Prima di tutto, non dobbiamo dimenticare che queste stesse elezioni, perse da Romney per due punti percentuali contro il presidente (e l’amministrazione in carica gode comunque di molti vantaggi), sono state vinte dai Repubblicani alla Camera. I candidati deputati avevano impostato la loro campagna soprattutto contro i benefit statali, i costi del welfare e quelli del sistema pensionistico. La maggioranza degli americani ha votato per quelle riforme. Se gli elettori avessero voluto premiare la politica fiscale democratica, avessero voluto più tasse e più spese, a quest’ora i Democratici sarebbero maggioranza alla Camera. Eppure non lo sono. è chiaro che la vittoria di Obama è dovuta anche alla sua accusa, rivolta a Romney, di voler alzare le tasse per la classe media. E alla sua promessa di non voler aumentare la pressione fiscale sugli americani di medio reddito. E all’altra sua promessa di voler tagliare la spesa pubblica. In realtà noi sappiamo che Obama vuole alzare le tasse: ne ha già annunciato una nuova sull’energia, la carbon tax. Dichiara di voler contrastare il riscaldamento globale e puntualmente questo si è tradotto in altri dollari pronti ad uscire dalle tasche dei contribuenti. E siamo anche sicuri che non taglierà la spesa pubblica. Insomma, è difficile dire che gli americani siano diventati socialisti, quando il candidato che vince deve negare di esserlo e accusa l’avversario di voler alzare le tasse.

Quanto è forte la crisi interna al Partito Repubblicano? Ci sarà una frattura fra conservatori e libertari?

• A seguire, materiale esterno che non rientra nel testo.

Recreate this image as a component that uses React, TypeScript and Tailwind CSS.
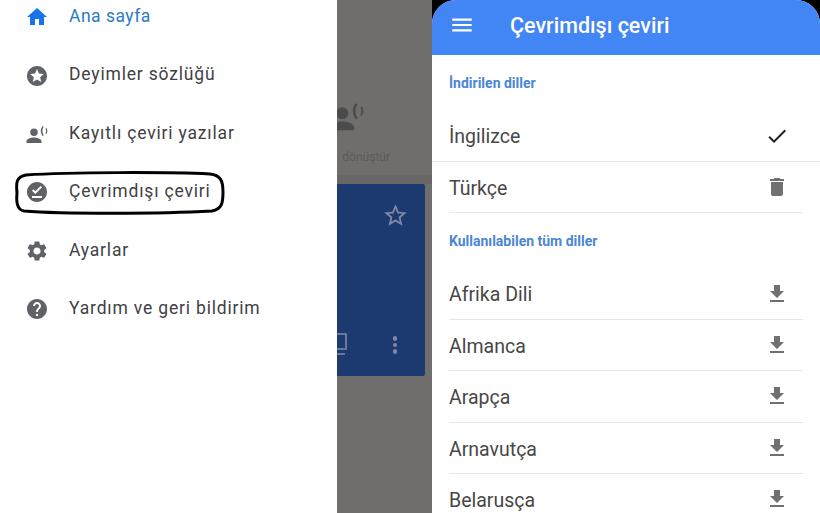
const ICONS = {
  home: 'M10 20v-6h4v6h5v-8h3L12 3 2 12h3v8z',
  stars:
    'M11.99 2C6.47 2 2 6.48 2 12s4.47 10 9.99 10C17.52 22 22 17.52 22 12S17.52 2 11.99 2zm4.24 16L12 15.45 7.77 18l1.12-4.81-3.73-3.23 4.92-.42L12 5l1.92 4.53 4.92.42-3.73 3.23L16.23 18z',
  voice:
    'M9 6.5a3.8 3.8 0 1 0 0 7.6 3.8 3.8 0 0 0 0-7.6zM9 15.5c-2.7 0-7.5 1.2-7.5 3.5v2h15v-2c0-2.3-4.8-3.5-7.5-3.5zM17.5 4c-2.4 3-2.4 7 0 10l1.2-.8c-1.8-2.6-1.8-5.8 0-8.4zM21.5 6l-1 .5c.8 1.5.8 3.2 0 5l1 .5c1.1-2 1.1-4 0-6z',
  offline:
    'M12 2C6.5 2 2 6.5 2 12s4.5 10 10 10 10-4.5 10-10S17.5 2 12 2zm5 16H7v-2h10v2zm-6.7-4L7 10.7l1.4-1.4 1.9 1.9 5.3-5.3L17 7.3 10.3 14z',
  settings:
    'M19.14 12.94c.04-.3.06-.61.06-.94 0-.32-.02-.64-.07-.94l2.03-1.58c.18-.14.23-.41.12-.61l-1.92-3.32c-.12-.22-.37-.29-.59-.22l-2.39.96c-.5-.38-1.03-.7-1.62-.94l-.36-2.54c-.04-.24-.24-.41-.48-.41h-3.84c-.24 0-.43.17-.47.41l-.36 2.54c-.59.24-1.13.57-1.62.94l-2.39-.96c-.22-.08-.47 0-.59.22L2.74 8.87c-.12.21-.08.47.12.61l2.03 1.58c-.05.3-.09.63-.09.94s.02.64.07.94l-2.03 1.58c-.18.14-.23.41-.12.61l1.92 3.32c.12.22.37.29.59.22l2.39-.96c.5.38 1.03.7 1.62.94l.36 2.54c.05.24.24.41.48.41h3.84c.24 0 .44-.17.47-.41l.36-2.54c.59-.24 1.13-.56 1.62-.94l2.39.96c.22.08.47 0 .59-.22l1.92-3.32c.12-.22.07-.47-.12-.61l-2.01-1.58zM12 15.6c-1.98 0-3.6-1.62-3.6-3.6s1.62-3.6 3.6-3.6 3.6 1.62 3.6 3.6-1.62 3.6-3.6 3.6z',
  help: 'M12 2C6.48 2 2 6.48 2 12s4.48 10 10 10 10-4.48 10-10S17.52 2 12 2zm1 17h-2v-2h2v2zm2.07-7.75l-.9.92C13.45 12.9 13 13.5 13 15h-2v-.5c0-1.1.45-2.1 1.17-2.83l1.24-1.26c.37-.36.59-.86.59-1.41 0-1.1-.9-2-2-2s-2 .9-2 2H8c0-2.21 1.79-4 4-4s4 1.79 4 4c0 .88-.36 1.68-.93 2.25z',
  download: 'M19 9h-4V3H9v6H5l7 7 7-7zM5 18v2h14v-2H5z',
  trash: 'M6 19c0 1.1.9 2 2 2h8c1.1 0 2-.9 2-2V7H6v12zM19 4h-3.5l-1-1h-5l-1 1H5v2h14V4z',
  menu: 'M3 18h18v-2H3v2zm0-5h18v-2H3v2zm0-7v2h18V6H3z',
  check: 'M9 16.17L4.83 12l-1.41 1.41L9 19 21 7l-1.41-1.41z',
  star: 'M22 9.24l-7.19-.62L12 2 9.19 8.63 2 9.24l5.46 4.73L5.82 21 12 17.27 18.18 21l-1.63-7.03L22 9.24zM12 15.4l-3.76 2.27 1-4.28-3.32-2.88 4.38-.38L12 6.1l1.71 4.04 4.38.38-3.32 2.88 1 4.28L12 15.4z',
};

function Icon({ d, className }: { d: string; className: string }) {
  return (
    <svg viewBox="0 0 24 24" fill="currentColor" className={className}>
      <path d={d} />
    </svg>
  );
}

const drawerItems = [
  { label: 'Ana sayfa', icon: ICONS.home, active: true },
  { label: 'Deyimler sözlüğü', icon: ICONS.stars },
  { label: 'Kayıtlı çeviri yazılar', icon: ICONS.voice },
  { label: 'Çevrimdışı çeviri', icon: ICONS.offline, circled: true },
  { label: 'Ayarlar', icon: ICONS.settings },
  { label: 'Yardım ve geri bildirim', icon: ICONS.help },
];

const available = ['Afrika Dili', 'Almanca', 'Arapça', 'Arnavutça', 'Belarusça'];

function Drawer() {
  return (
    <div className="w-[337px] shrink-0 bg-white -mt-[12px] font-['Roboto',sans-serif]">
      {drawerItems.map((item) => (
        <div key={item.label} className="relative flex h-[58.4px] items-center pl-[25px]">
          <Icon
            d={item.icon}
            className={`h-6 w-6 ${item.active ? 'text-[#1a73e8]' : 'text-[#5f6368]'}`}
          />
          <span
            className={`-mt-[2px] ml-5 text-[17.5px] ${
              item.active ? 'tracking-[0.5px] text-[#2a7ac4]' : 'tracking-[0.82px] text-[#3f4144]'
            }`}
          >
            {item.label}
          </span>
          {/* hand drawn marker round the row */}
          {item.circled && (
            <svg
              viewBox="0 165 240 55"
              fill="none"
              stroke="#000"
              strokeWidth="3"
              className="absolute left-0 top-[2px] h-[55px] w-[240px]"
            >
              <path d="M17 193C16 183 16 177 26 175C70 172 170 172 210 174C220 175 223 180 223 192C223 203 222 209 212 211C160 214 60 214 24 211C17 210 16 203 17 193Z" />
            </svg>
          )}
        </div>
      ))}
    </div>
  );
}

function DimmedHome() {
  return (
    <div className="flex h-full w-[95px] shrink-0 flex-col overflow-hidden bg-[#6f6e6d] font-['Roboto',sans-serif]">
      <div className="flex h-[175px] shrink-0 flex-col">
        <Icon d={ICONS.voice} className="-ml-[9px] mt-[97px] h-[38px] w-[38px] shrink-0 text-[#4b4b4b]" />
        <div className="mt-[13px] flex justify-end pr-[42px] text-[12px] whitespace-nowrap text-[#5c5c5c]">
          dönüştür
        </div>
      </div>
      <div className="h-[9px] shrink-0 bg-[#686766]" />
      <div className="mr-[7px] flex h-[192px] flex-col justify-between rounded-r-[2px] bg-[#1c3a70] pb-[19px] pt-[18px]">
        <div className="flex justify-end pr-[16px]">
          <Icon d={ICONS.star} className="h-[27px] w-[27px] text-[#7d8aa3]" />
        </div>
        <div className="flex items-center justify-between pr-[28px]">
          <svg viewBox="0 0 14 24" className="h-[24px] w-[14px] text-[#7d8aa3]" fill="none" stroke="currentColor" strokeWidth="1.6">
            <path d="M0 1h9v15H0M0 21h8" />
          </svg>
          <div className="flex flex-col gap-[2px]">
            <span className="h-[4.5px] w-[4.5px] rounded-full bg-[#7d8aa3]" />
            <span className="h-[4.5px] w-[4.5px] rounded-full bg-[#7d8aa3]" />
            <span className="h-[4.5px] w-[4.5px] rounded-full bg-[#7d8aa3]" />
          </div>
        </div>
      </div>
    </div>
  );
}

function SectionTitle({ children, className }: { children: string; className: string }) {
  return (
    <div className={`flex items-center px-[17px] text-[14px] font-bold text-[#4a86d6] ${className}`}>
      {children}
    </div>
  );
}

function LangRow({ name, icon }: { name: string; icon: string }) {
  return (
    <div className="mx-[17px] flex h-[51.4px] items-center justify-between border-b border-[#e6e6e6]">
      <span className="pt-[3px] text-[19.5px] text-[#474747]">{name}</span>
      <Icon d={icon} className="mr-[14px] h-[24px] w-[24px] text-[#707070]" />
    </div>
  );
}

function OfflinePanel() {
  return (
    <div className="flex-1 overflow-hidden bg-black">
      <div className="h-full overflow-hidden rounded-t-[24px] bg-white font-['Roboto',sans-serif]">
        <div className="flex h-[55px] items-center bg-[#4285f4] text-white">
          <Icon d={ICONS.menu} className="-mt-[5px] ml-[17px] h-[26px] w-[26px]" />
          <span className="-mt-[2px] ml-[35px] text-[21.5px] font-medium">Çevrimdışı çeviri</span>
        </div>
        <SectionTitle className="h-[56px]">İndirilen diller</SectionTitle>
        <div className="flex h-[51px] items-center justify-between border-b border-[#e6e6e6] pl-[17px] pr-[31px]">
          <span className="pt-[2px] text-[19.5px] text-[#474747]">İngilizce</span>
          <Icon d={ICONS.check} className="h-[24px] w-[24px] text-[#222]" />
        </div>
        <LangRow name="Türkçe" icon={ICONS.trash} />
        <SectionTitle className="h-[55px] pt-[2px]">Kullanılabilen tüm diller</SectionTitle>
        {available.map((name) => (
          <LangRow key={name} name={name} icon={ICONS.download} />
        ))}
      </div>
    </div>
  );
}

export default function App() {
  return (
    <div className="flex h-[513px] w-[820px] overflow-hidden bg-white">
      <Drawer />
      <DimmedHome />
      <OfflinePanel />
    </div>
  );
}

Non c’è una vera e propria distinzione fra conservatori e libertari, semmai fra chi ha capito che per ottenere un cambiamento occorre molto tempo e chi invece è convinto che basti strillare e agitarsi per cambiare tutto subito. Per riformare lo stato sociale occorre tempo e tanta pazienza, bisogna passare attraverso molte elezioni, alcune vinte altre inevitabilmente perse. Un piano come quello di Paul Ryan prevede un taglio della spesa pubblica dal 24% al 16% in più di quattro anni di legislatura, perché per riformare tutte le prebende statali occorrono anni e anni. Strillare la volontà di un cambiamento domani non porta a nulla. Mirare alla vera riforma del welfare implica anche un decennio di battaglie. Se avesse vinto Romney avremmo iniziato ad applicare il piano di Ryan. Adesso tocca attendere altri quattro anni per tentare con un nuovo candidato, dai due ai quattro anni per avere un nuovo Congresso più favorevole.

Adesso, in ogni caso, abbiamo un Presidente democratico e un Congresso misto. Cosa succederà, secondo lei?

Quel che abbiamo oggi è uno scenario molto simile agli ultimi due anni: presidente e maggioranza del Senato democratici, Camera repubblicana. In queste condizioni abbiamo combattuto per mantenere il prolungamento delle esenzioni fiscali (volute da George W. Bush, ndr) e l’abbiamo ottenuto. Abbiamo combattuto contro l’aumento della spesa pubblica e abbiamo ottenuto molto anche su quel fronte. Il Congresso è decisamente più potente del Presidente. Non nella politica estera, ma almeno in quella interna ed economica. Con un Congresso così configurato si può ancora combattere per ottenere molto. Sempre che i Repubblicani capiscano la forza di cui dispongono. Se Obama vorrà spendere altri dollari, dovrà prima ottenere il consenso della Camera. Inoltre il Gop ha ancora il controllo di gran parte dei singoli stati. E da quella posizione può riformare le leggi locali.

E cosa prevede per i prossimi quattro anni?

Ancora molti scontri muro-contro-muro, uno stallo prolungato, specialmente sulle esenzioni fiscali, che dovrebbero essere prolungate per altri due anni. La stessa agenda di Obama dovrà essere ridotta. Perché se vuoi far passare grandi riforme devi comunque avere un Congresso dello stesso colore dell’amministrazione.